┌──
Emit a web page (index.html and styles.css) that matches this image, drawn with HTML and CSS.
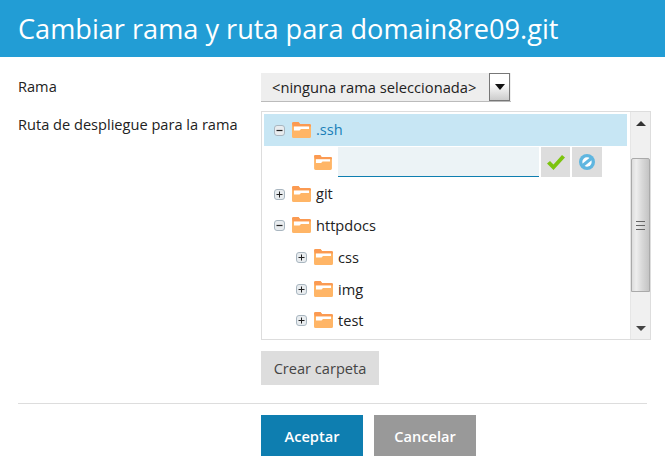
FILE: index.html
```html
<!DOCTYPE html>
<html lang="es">
<head>
<meta charset="utf-8">
<title>Cambiar rama y ruta</title>
<link rel="stylesheet" href="styles.css">
</head>
<body>
<header class="title-bar"><h1>Cambiar rama y ruta para domain8re09.git</h1></header>
<main class="form">
  <div class="row row-branch">
    <label class="label">Rama</label>
    <div class="select">
      <span class="select-value">&lt;ninguna rama seleccionada&gt;</span>
      <span class="select-arrow"><svg width="12" height="6" viewBox="0 0 12 6"><path d="M1 0h10L6 6z" fill="#111"/></svg></span>
    </div>
  </div>
  <div class="row">
    <label class="label">Ruta de despliegue para la rama</label>
    <div class="field">
      <div class="tree-box">
        <div class="tree">
          <div class="node selected">
            <svg class="toggle" viewBox="0 0 11 11"><use href="#box"/><path d="M2.500 5.500h6" stroke="#222" stroke-width="1.200"/></svg>
            <svg class="folder" viewBox="0 0 19 16"><use href="#fold"/></svg>
            <span class="name raised link">.ssh</span>
          </div>
          <div class="node-edit">
            <svg class="folder" viewBox="0 0 19 16"><use href="#fold"/></svg>
            <div class="name-input"></div>
            <span class="icon-btn ok"><svg width="18" height="15" viewBox="0 0 18 15"><path d="M0 8.500l3-2.500 3.500 3.500 8.500-9.500 3 2.500-11.500 12.500z" fill="#7cc40e"/></svg></span>
            <span class="icon-btn cancel"><svg width="16" height="16" viewBox="0 0 16 16"><circle cx="8" cy="8" r="8" fill="#5fb6e0"/><circle cx="8" cy="8" r="4.700" fill="#fff"/><path d="M2.500 12.500l11-9" stroke="#5fb6e0" stroke-width="3"/></svg></span>
          </div>
          <div class="node tight">
            <svg class="toggle" viewBox="0 0 11 11"><use href="#box"/><path d="M2.500 5.500h6M5.500 2.500v6" stroke="#222" stroke-width="1"/></svg>
            <svg class="folder" viewBox="0 0 19 16"><use href="#fold"/></svg>
            <span class="name raised">git</span>
          </div>
          <div class="node">
            <svg class="toggle" viewBox="0 0 11 11"><use href="#box"/><path d="M2.500 5.500h6" stroke="#222" stroke-width="1.200"/></svg>
            <svg class="folder" viewBox="0 0 19 16"><use href="#fold"/></svg>
            <span class="name">httpdocs</span>
          </div>
          <div class="node child">
            <svg class="toggle" viewBox="0 0 11 11"><use href="#box"/><path d="M2.500 5.500h6M5.500 2.500v6" stroke="#222" stroke-width="1"/></svg>
            <svg class="folder" viewBox="0 0 19 16"><use href="#fold"/></svg>
            <span class="name">css</span>
          </div>
          <div class="node child tight">
            <svg class="toggle" viewBox="0 0 11 11"><use href="#box"/><path d="M2.500 5.500h6M5.500 2.500v6" stroke="#222" stroke-width="1"/></svg>
            <svg class="folder" viewBox="0 0 19 16"><use href="#fold"/></svg>
            <span class="name">img</span>
          </div>
          <div class="node child">
            <svg class="toggle" viewBox="0 0 11 11"><use href="#box"/><path d="M2.500 5.500h6M5.500 2.500v6" stroke="#222" stroke-width="1"/></svg>
            <svg class="folder" viewBox="0 0 19 16"><use href="#fold"/></svg>
            <span class="name">test</span>
          </div>
        </div>
        <div class="scrollbar">
          <span class="arrow"><svg width="10" height="5" viewBox="0 0 10 5"><path d="M5 0l5 5H0z" fill="#333"/></svg></span>
          <div class="thumb"><span class="grip"></span></div>
          <span class="arrow arrow-down"><svg width="10" height="5" viewBox="0 0 10 5"><path d="M0 0h10L5 5z" fill="#444"/></svg></span>
        </div>
      </div>
      <button class="btn-create" type="button">Crear carpeta</button>
    </div>
  </div>
  <div class="actions">
    <button class="btn primary" type="button">Aceptar</button>
    <button class="btn secondary" type="button">Cancelar</button>
  </div>
</main>
<svg class="defs" width="0" height="0" aria-hidden="true">
  <defs>
    <g id="box"><rect x=".5" y=".5" width="10" height="10" rx="2.500" fill="#e8ecef" stroke="#a9b6c0"/></g>
    <g id="fold">
      <path d="M0 1.500a1.500 1.500 0 0 1 1.500-1.500h5l1.500 2h9.500a1.500 1.500 0 0 1 1.500 1.500v11a1.500 1.500 0 0 1-1.500 1.500h-16a1.500 1.500 0 0 1-1.500-1.500z" fill="#ffb566"/>
      <path d="M0 1.500a1.500 1.500 0 0 1 1.500-1.500h5l1.500 2h9.500a1.500 1.500 0 0 1 1.500 1.500v1h-18z" fill="#fb9a52"/>
      <path d="M2 4.500h15v2.500h-8l-1.500 1.500h-5.500z" fill="#fff"/>
    </g>
  </defs>
</svg>
</body>
</html>
```
FILE: styles.css
```css
* { box-sizing: border-box; }
html, body { margin: 0; padding: 0; }
body { width: 665px; height: 467px; overflow: hidden; background: #fff; font-family: "Open Sans", sans-serif; font-size: 14.6px; color: #222; }
.title-bar { height: 57px; background: #229dd5; padding: 0 18px; display: flex; align-items: center; }
.title-bar h1 { margin: 0; font-size: 27.15px; font-weight: 400; color: #fff; white-space: nowrap; }
.form { padding: 16px 18px 0; }
.row { display: flex; }
.row-branch { height: 38px; }
.label { width: 243px; line-height: 26px; flex: none; }
.select { width: 250px; height: 29px; display: flex; background: #eee; border-bottom: 1px solid #bbb; }
.select-value { width: 228px; padding-left: 11px; line-height: 28px; white-space: nowrap; font-size: 14.7px; }
.select-arrow { width: 21px; height: 28px; border: 1px solid #777; background: linear-gradient(#fff 35%, #ccc); display: flex; justify-content: center; padding-top: 10px; }
.select-arrow svg { display: block; }
.field { width: 390px; }
.tree-box { width: 390px; height: 229px; border: 1px solid #ddd; display: flex; }
.tree { flex: 1; padding: 2px 2px 0; min-width: 0; }
.node { height: 32px; display: flex; align-items: center; padding-left: 10px; }
.node.tight { height: 31px; padding-top: 1px; }
.node.selected { background: #c7e6f4; width: 363px; }
.node.child { padding-left: 32px; }
.toggle { width: 11px; height: 11px; flex: none; margin-right: 7px; }
.folder { width: 19px; height: 16px; flex: none; margin-right: 5px; }
.name { line-height: 20px; color: #222; }
.name.raised { padding-bottom: 2px; }
.name.link { color: #1a7fb8; }
.node-edit { height: 30px; margin: 1px 0; display: flex; align-items: flex-start; padding-left: 50px; }
.node-edit .folder { width: 18px; height: 15px; margin: 8px 6px 0 0; }
.name-input { width: 201px; height: 30px; background: #ecf3f6; border-bottom: 1px solid #0e7eb0; }
.icon-btn { height: 30px; background: #ddd; display: flex; align-items: center; justify-content: center; margin-left: 2px; }
.ok { width: 29px; }
.cancel { width: 30px; }
.scrollbar { width: 20px; flex: none; background: #f0f0f0; border-left: 1px solid #e6e6e6; display: flex; flex-direction: column; align-items: center; }
.arrow { height: 46px; flex: none; padding-top: 8px; display: block; line-height: 0; }
.arrow-down { height: auto; margin-top: auto; padding: 0 0 8px; }
.thumb { width: 19px; height: 134px; background: linear-gradient(90deg, #ddd, #eee 25%, #d8d8d8 60%, #c4c4c4); border: 1px solid #aaa; border-radius: 2px 2px 0 0; display: flex; align-items: center; justify-content: center; flex: none; }
.grip { width: 9px; height: 9px; border-top: 1px solid #666; border-bottom: 1px solid #666; background: linear-gradient(#666, #666) center / 100% 1px no-repeat; }
.btn-create { display: block; margin-top: 11px; width: 118px; height: 34px; border: 0; background: #ddd; color: #444; font: 14.6px "Open Sans", sans-serif; padding: 0; }
.actions { margin-top: 18px; border-top: 1px solid #ddd; padding: 11px 0 0 243px; display: flex; gap: 11px; }
.btn { width: 102px; height: 41px; border: 0; color: #fff; font: 600 14.6px "Open Sans", sans-serif; padding: 0; }
.primary { background: #0e7eb0; }
.secondary { background: #999; }
.defs { position: absolute; }
```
└──
INSTRUCTION => Copy every line in the listing above where the string "styles" turns up.

SOLUTION FOR THIS PROBLEM =>
Emit a web page (index.html and styles.css) that matches this image, drawn with HTML and CSS.
<link rel="stylesheet" href="styles.css">
FILE: styles.css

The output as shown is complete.